Not only were research and new evidence confirming what any seasoned banker, and any experienced country-risk specialist knows pretty well from first-hand experience, about the link between disasters and NPLs, and beyond that, with potential systemic financial risk and threats to financial stability, but very significant changes were also happening in the international arena in terms of connecting natural disasters and climate change with the threats to financial stability.
First, in 2015, under the APEC-Finance Ministers’ Process, the Philippines introduced the issue of disaster risk financing and insurance as key to the “financial resilience” of Economies, together with macro-economic policy and deeper financial markets, in what is called the Cebu Action Plan. I later learned that in 2014, the Philippines and Japan, also in Cebu, had mentioned in a meeting of the regional consultative group for Asia of the Financial Stability Board the importance of contingency planning in the financial sectors against natural disasters (in the light of the Tohoku earthquake and Haiyan typhoon).
And in September of that same year (yes, the same month as the a/m S & P’s report), the Head of the Financial Stability Board, Mark Carney, also Governor of the Bank of England, delivered a remarkable speech about the impact of climate change on overall financial stability, as one of the main challenges for the insurance/reinsurance industry. Shortly after, the Task Force on Climate-related Financial Disclosures (the TCFD) was born and it has recently closed the consultation for its draft recommendations, which will go to the FSB and the G-20. In the meantime the FSB has become a key partner for the Insurance Development Forum.
I take the opportunity to remind that one should be realistic: the insurance/reinsurance industry cannot cover everything, unless you want it going bust, which would cause a big problem for everybody, and notably the financial institutions. Thence the huge importance of physical risk reduction by both the private and public sectors, which includes resilient private and public investment (including investment in risk reduction and preparedness), of public sector and business continuity planning, and of sound sovereign strategies for financial protection against disasters.
And now we have the Economist Intelligence Unit, with the help of UNISDR, the UN unit in charge of promoting and monitoring the implementation of the Sendai Framework for disaster risk reduction, integrating disaster risk and its management in its country-risk analysis.
And has anyone read the Recommendations that the OECD has made about each country having to manage its own “critical risks”? And the Reports from the World Economic Forum, which consistently mention disaster risk, climate change and lack/mismanagement of water (all those more inter-connected than people realize; I wrote something about this in posts about Lima and Cusco some time ago) as part of the main key risks.
It is time for financial regulators/supervisors in developing and emerging economies, to take decisive action, even if the disagreements about capital standards under Basel III still continue. And anyway, they already know, as their most prudent financial institutions also know very well, that capital levels must be kept high anyway (that’s why in many countries, they did not have to wait for Basel III, and even for Pillar 2 of Basel II to realize this). And they have a much stronger potential systemic risk due to the impact of natural disasters, so for them this issue of better integrating DRM into financial regulation/supervision standards is urgent.

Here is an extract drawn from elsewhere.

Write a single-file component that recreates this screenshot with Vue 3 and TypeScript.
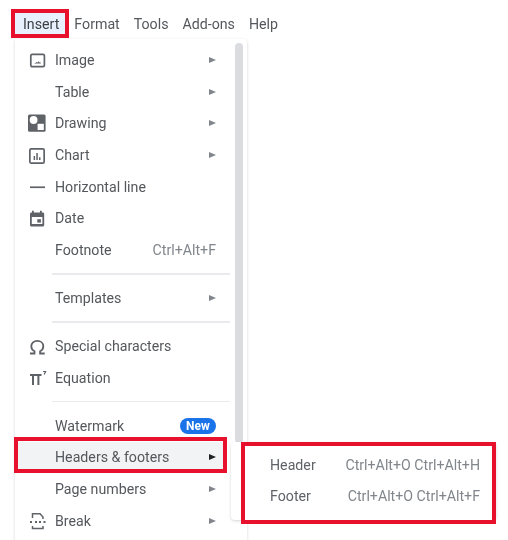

Especially when evidence shows that rain patterns are becoming more unpredictable and that losses are bound to increase due to growth and rapid, and often disorderly, urbanization.

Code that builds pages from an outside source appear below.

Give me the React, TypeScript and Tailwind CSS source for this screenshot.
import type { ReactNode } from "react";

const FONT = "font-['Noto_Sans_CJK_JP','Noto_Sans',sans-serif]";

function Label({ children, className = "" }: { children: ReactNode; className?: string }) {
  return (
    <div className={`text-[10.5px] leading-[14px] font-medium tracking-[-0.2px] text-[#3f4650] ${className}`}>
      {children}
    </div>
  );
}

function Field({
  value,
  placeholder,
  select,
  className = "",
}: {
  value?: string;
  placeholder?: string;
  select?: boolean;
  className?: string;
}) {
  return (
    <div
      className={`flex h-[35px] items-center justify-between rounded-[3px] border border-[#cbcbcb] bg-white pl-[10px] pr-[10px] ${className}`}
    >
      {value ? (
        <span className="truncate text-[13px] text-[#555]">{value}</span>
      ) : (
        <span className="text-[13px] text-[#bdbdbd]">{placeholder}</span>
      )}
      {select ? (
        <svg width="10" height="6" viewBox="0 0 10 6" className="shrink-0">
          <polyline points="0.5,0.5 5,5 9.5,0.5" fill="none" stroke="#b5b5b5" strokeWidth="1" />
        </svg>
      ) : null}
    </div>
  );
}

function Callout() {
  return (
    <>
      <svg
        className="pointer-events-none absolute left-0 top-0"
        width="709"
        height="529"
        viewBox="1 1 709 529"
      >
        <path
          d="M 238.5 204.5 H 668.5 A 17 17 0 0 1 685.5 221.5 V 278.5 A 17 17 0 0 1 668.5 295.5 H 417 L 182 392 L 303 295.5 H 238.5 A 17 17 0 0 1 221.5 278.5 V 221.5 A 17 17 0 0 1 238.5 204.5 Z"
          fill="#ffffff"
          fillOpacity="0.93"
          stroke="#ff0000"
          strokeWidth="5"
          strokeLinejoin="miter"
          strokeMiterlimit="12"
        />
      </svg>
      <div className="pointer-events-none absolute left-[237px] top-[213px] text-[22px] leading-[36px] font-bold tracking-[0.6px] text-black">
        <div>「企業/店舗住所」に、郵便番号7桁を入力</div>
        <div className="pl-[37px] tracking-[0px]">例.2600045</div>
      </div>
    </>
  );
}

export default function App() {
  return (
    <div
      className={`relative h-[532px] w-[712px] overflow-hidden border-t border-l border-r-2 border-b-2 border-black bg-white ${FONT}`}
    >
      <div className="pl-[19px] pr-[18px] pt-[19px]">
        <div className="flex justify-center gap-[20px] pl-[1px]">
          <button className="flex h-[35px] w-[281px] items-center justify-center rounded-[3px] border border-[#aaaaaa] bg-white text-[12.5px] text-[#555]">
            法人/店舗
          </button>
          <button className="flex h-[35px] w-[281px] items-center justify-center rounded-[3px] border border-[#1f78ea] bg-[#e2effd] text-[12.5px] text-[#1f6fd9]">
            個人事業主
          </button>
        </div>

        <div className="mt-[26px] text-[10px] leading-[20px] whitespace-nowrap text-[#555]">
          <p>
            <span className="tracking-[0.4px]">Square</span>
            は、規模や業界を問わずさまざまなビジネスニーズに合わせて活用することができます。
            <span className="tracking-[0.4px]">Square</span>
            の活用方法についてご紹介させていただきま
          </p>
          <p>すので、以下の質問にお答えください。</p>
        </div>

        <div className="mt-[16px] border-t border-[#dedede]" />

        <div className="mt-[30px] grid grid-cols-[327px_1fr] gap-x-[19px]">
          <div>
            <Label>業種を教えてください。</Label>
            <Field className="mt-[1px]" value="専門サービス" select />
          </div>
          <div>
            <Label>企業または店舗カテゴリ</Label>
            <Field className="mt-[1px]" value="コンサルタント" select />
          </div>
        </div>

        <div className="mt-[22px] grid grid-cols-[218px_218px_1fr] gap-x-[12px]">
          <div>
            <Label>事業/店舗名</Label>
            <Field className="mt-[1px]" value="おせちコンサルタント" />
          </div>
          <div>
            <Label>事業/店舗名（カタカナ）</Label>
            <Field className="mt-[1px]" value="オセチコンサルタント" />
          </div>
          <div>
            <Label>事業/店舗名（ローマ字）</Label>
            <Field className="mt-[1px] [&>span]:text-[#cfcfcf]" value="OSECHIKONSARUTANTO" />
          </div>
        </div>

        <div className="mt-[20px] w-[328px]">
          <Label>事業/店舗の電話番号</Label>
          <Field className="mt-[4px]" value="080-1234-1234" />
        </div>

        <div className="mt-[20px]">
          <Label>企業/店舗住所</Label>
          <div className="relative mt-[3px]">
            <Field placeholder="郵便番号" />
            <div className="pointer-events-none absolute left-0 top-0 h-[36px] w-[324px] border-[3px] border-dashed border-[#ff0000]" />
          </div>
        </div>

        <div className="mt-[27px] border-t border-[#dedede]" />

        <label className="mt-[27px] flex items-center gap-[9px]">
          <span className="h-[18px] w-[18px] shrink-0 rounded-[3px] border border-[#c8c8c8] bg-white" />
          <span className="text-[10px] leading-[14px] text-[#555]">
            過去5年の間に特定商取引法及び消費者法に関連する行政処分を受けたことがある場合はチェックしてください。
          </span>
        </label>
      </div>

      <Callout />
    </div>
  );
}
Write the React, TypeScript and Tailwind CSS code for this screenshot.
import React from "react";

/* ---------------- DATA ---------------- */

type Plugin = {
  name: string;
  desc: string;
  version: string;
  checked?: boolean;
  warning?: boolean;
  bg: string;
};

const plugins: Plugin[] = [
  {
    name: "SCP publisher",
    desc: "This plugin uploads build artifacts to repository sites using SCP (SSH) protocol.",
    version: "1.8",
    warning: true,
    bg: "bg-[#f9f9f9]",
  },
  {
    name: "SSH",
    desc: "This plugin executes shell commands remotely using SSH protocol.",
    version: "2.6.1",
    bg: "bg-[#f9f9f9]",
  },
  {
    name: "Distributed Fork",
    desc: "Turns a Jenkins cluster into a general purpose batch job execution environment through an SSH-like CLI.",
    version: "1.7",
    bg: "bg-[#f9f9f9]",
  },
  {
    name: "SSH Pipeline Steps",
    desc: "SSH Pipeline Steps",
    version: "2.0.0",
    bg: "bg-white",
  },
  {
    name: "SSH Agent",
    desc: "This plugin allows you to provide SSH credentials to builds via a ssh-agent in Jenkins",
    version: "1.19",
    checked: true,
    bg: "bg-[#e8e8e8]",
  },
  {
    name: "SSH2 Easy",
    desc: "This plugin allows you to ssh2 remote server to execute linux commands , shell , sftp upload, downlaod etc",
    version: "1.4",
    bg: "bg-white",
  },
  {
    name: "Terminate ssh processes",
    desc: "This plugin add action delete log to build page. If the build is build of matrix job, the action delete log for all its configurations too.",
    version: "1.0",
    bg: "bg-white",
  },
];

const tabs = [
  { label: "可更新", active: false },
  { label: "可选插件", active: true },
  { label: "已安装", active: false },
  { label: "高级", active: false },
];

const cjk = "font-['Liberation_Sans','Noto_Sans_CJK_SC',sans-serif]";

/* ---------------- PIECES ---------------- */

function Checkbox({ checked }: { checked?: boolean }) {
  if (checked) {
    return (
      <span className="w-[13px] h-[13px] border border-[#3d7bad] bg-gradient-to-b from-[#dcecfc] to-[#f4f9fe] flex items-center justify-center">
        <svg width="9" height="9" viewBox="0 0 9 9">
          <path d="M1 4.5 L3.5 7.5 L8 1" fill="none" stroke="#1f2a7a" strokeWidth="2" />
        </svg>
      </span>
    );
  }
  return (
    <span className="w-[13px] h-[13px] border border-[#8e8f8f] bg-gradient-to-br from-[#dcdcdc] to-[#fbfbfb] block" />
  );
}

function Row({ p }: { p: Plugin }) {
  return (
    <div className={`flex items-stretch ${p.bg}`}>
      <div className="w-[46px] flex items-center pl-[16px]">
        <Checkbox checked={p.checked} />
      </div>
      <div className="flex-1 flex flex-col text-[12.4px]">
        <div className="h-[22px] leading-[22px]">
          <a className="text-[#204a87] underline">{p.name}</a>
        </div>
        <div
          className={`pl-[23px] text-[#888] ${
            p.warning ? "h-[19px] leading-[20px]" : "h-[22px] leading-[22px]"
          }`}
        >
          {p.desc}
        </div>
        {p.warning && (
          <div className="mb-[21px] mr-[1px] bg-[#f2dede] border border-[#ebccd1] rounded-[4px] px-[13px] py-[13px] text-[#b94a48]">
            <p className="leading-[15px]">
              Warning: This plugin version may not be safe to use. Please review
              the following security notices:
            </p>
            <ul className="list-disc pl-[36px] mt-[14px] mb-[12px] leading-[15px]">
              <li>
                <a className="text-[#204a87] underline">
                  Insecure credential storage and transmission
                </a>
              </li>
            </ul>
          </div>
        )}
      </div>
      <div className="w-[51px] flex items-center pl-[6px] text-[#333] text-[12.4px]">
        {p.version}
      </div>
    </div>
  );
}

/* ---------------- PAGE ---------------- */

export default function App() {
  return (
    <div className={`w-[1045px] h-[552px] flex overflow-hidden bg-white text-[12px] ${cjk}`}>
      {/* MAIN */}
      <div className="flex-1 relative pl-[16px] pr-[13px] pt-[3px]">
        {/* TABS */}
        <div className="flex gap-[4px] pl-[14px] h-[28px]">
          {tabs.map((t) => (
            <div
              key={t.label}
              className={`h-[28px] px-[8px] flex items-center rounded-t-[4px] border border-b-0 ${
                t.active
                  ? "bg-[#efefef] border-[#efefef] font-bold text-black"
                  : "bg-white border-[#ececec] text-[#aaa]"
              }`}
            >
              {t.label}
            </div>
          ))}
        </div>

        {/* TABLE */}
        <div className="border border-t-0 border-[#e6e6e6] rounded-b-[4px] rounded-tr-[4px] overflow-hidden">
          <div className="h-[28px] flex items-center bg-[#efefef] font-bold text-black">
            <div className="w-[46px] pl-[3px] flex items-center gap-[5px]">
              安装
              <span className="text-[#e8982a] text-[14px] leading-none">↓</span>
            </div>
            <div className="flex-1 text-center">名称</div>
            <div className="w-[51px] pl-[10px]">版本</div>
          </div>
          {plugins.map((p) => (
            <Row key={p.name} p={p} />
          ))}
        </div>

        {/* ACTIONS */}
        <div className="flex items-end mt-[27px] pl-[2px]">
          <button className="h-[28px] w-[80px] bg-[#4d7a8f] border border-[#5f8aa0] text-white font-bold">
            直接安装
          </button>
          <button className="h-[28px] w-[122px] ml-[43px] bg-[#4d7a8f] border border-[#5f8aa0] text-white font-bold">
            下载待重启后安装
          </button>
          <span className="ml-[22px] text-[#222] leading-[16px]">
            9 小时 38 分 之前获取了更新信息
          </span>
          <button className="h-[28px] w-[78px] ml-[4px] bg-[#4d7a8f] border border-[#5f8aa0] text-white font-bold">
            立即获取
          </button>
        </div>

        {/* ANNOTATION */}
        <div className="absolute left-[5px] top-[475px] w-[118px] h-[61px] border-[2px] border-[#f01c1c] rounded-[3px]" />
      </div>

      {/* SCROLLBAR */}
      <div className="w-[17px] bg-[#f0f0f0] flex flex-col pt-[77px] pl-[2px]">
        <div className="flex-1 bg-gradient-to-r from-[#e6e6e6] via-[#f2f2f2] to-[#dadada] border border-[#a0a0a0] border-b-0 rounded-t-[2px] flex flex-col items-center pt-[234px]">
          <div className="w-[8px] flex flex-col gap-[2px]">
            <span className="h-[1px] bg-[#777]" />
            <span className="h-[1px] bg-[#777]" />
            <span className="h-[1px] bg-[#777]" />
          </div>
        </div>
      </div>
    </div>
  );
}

In the past, many financial regulators/supervisors and policy makers in developing and emerging countries have been able to create advanced financial supervision standards, being even at the forefront of innovation, as a response to their own challenges, without having to wait for international standards (for example in the field of microfinance). We have seen this throughout Asia-Pacific, in Africa and Middle East, and in Latin America and Caribbean. Regional regulators/supervisors fora can also help exchange experiences and ideas. This will be all the more necessary now that key international players either deny or play down the climate change problem or are against close international coordination in financial regulation/supervision.
Financial stability must not be seen at the global level only, but also at each country’s level, as it used to be before this Crisis, and is not only a matter of “globally systemic financial institutions”. Sometimes a crisis in a developing or emerging country, which can derive from, or be worsened by, a large disaster, can trigger a larger regional crisis and even affect developed countries, as history shows. Consequences can be not only of the economic/financial type but also painfully human and social and even geopolitical.

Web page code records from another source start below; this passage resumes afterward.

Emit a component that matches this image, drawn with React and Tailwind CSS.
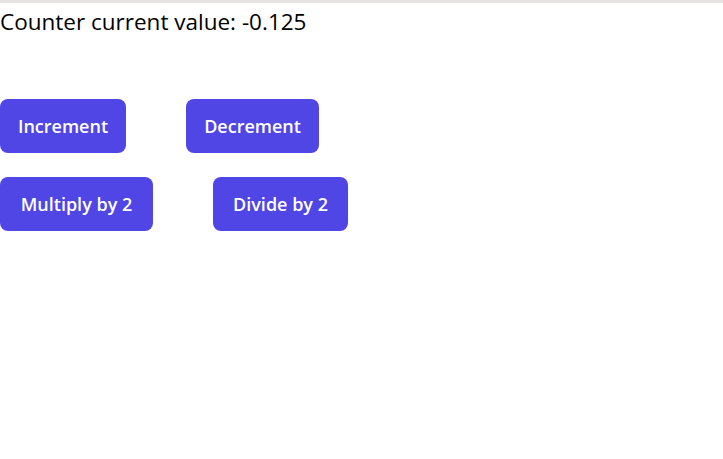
export default function App() {
  const btn = "h-[54px] rounded-lg bg-[#4f46e5] text-white font-semibold text-[18px] leading-none text-center";
  return (
    <div className="min-h-[459px] bg-white border-t-[3px] border-[#e6e4e1] text-black" style={{ fontFamily: '"Open Sans", "Noto Sans", sans-serif' }}>
      <div className="text-[22.5px] leading-[32px] h-[32px] pt-[3px] tracking-[0px]">Counter current value: -0.125</div>
      <div className="mt-[64px] flex flex-col gap-6">
        <div className="flex gap-[60px]">
          <button className={`${btn} w-[126px]`}>Increment</button>
          <button className={`${btn} w-[133px]`}>Decrement</button>
        </div>
        <div className="flex gap-[60px]">
          <button className={`${btn} w-[153px]`}>Multiply by 2</button>
          <button className={`${btn} w-[135px]`}>Divide by 2</button>
        </div>
      </div>
    </div>
  );
}
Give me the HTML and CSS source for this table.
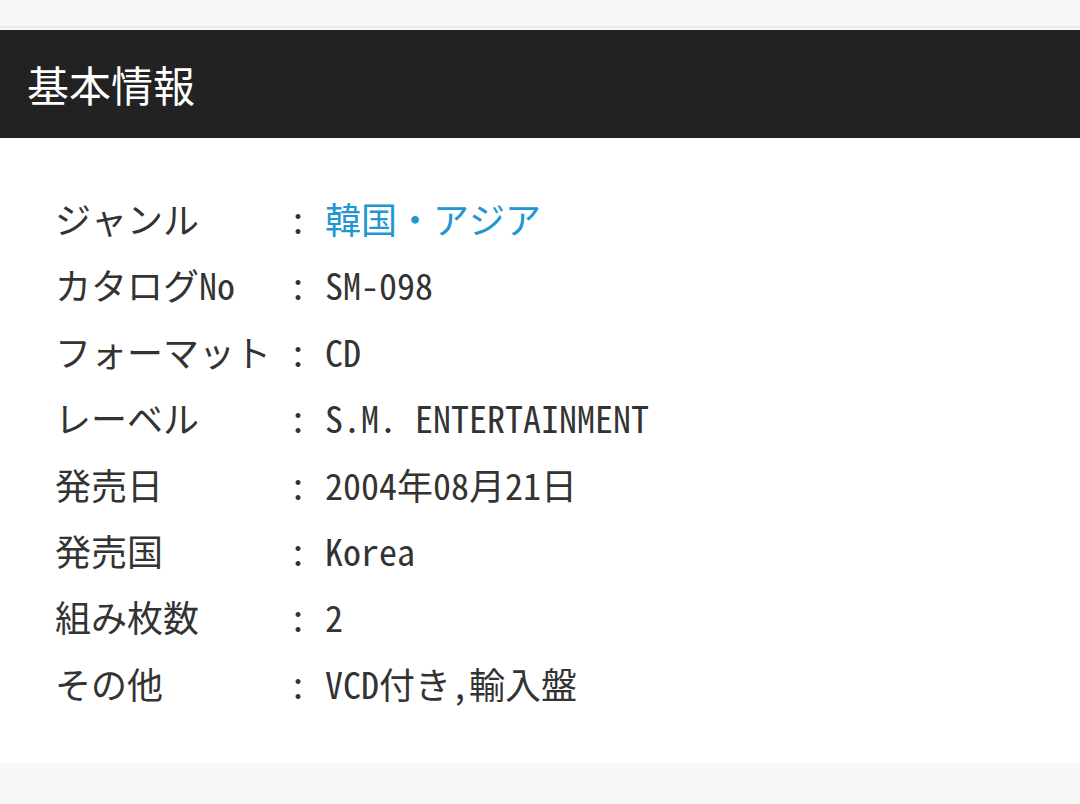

Here are some examples of the macro-prudential supervision measures that can be taken in order to better integrate disaster risk and its management in financial regulation/supervision:
. stress scenarios on credit exposures of financial institutions (FIs), simulating large expected disasters or continued increased losses due to climate change
. incorporating into the FIs rating and scoring systems the evaluation of good and bad DRM practices of their customers, including business continuity planning (BCP) and degree of insurance take-up
. incorporating into their country-risk analysis , this for banks exposed to other countries’ risks, these countries’ exposure to disaster risk and the quality of its management, as the EIU does
. reinforcing regulation and supervision standards for BCP/DRP: more practice, more trials and tests, more “embedding” into the whole organization, less theory and “paper planning”
. increasing the importance of selling micro-insurance among credit standards related to microfinance
. the FIs should have a more active role in educating their customers in better DRM practices, such as BCP and insurance; this as part of their efforts to improve financial literacy among their customers
. more stringent capital and provisioning requirements when insurance does not really protect the customer himself, beyond the loan’s amount and insurance protecting the FI
. developing metrics, even simple, about insurance penetration, so as to better track progress in this field; this should always be part of any “financial stability report”
. the TCFD final recommendations could be implemented by financial markets regulators, drawing from the market’s best practices. adding other natural hazards
. if the country has a formal or “informal” financial stability council, disaster risk and DRM should be part of the issues to be regularly discussed
. the FIs themselves could develop this approach, both individually and through their own associations.
As a conclusion, financial/insurance/capital markets regulators/supervisors, central bankers and FIs themselves can also strongly contribute to a country’s resilience against natural disasters. In some countries they are already doing it, fortunately. And Mark Carney and the FSB have already integrated climate risk as a supervisory concern at the global level, the next step is that every country do likewise with disaster risk, including also non-climate related natural hazards, according to their own risk profiles, without forgetting over-dependence of their supply chains from other countries. By the way, the FSB could also extend its approach to non-climate related hazards.
One should be aware that considering disaster risk as a kind of “tail-risk” can end up costing dearly to a country, and even to several countries at once.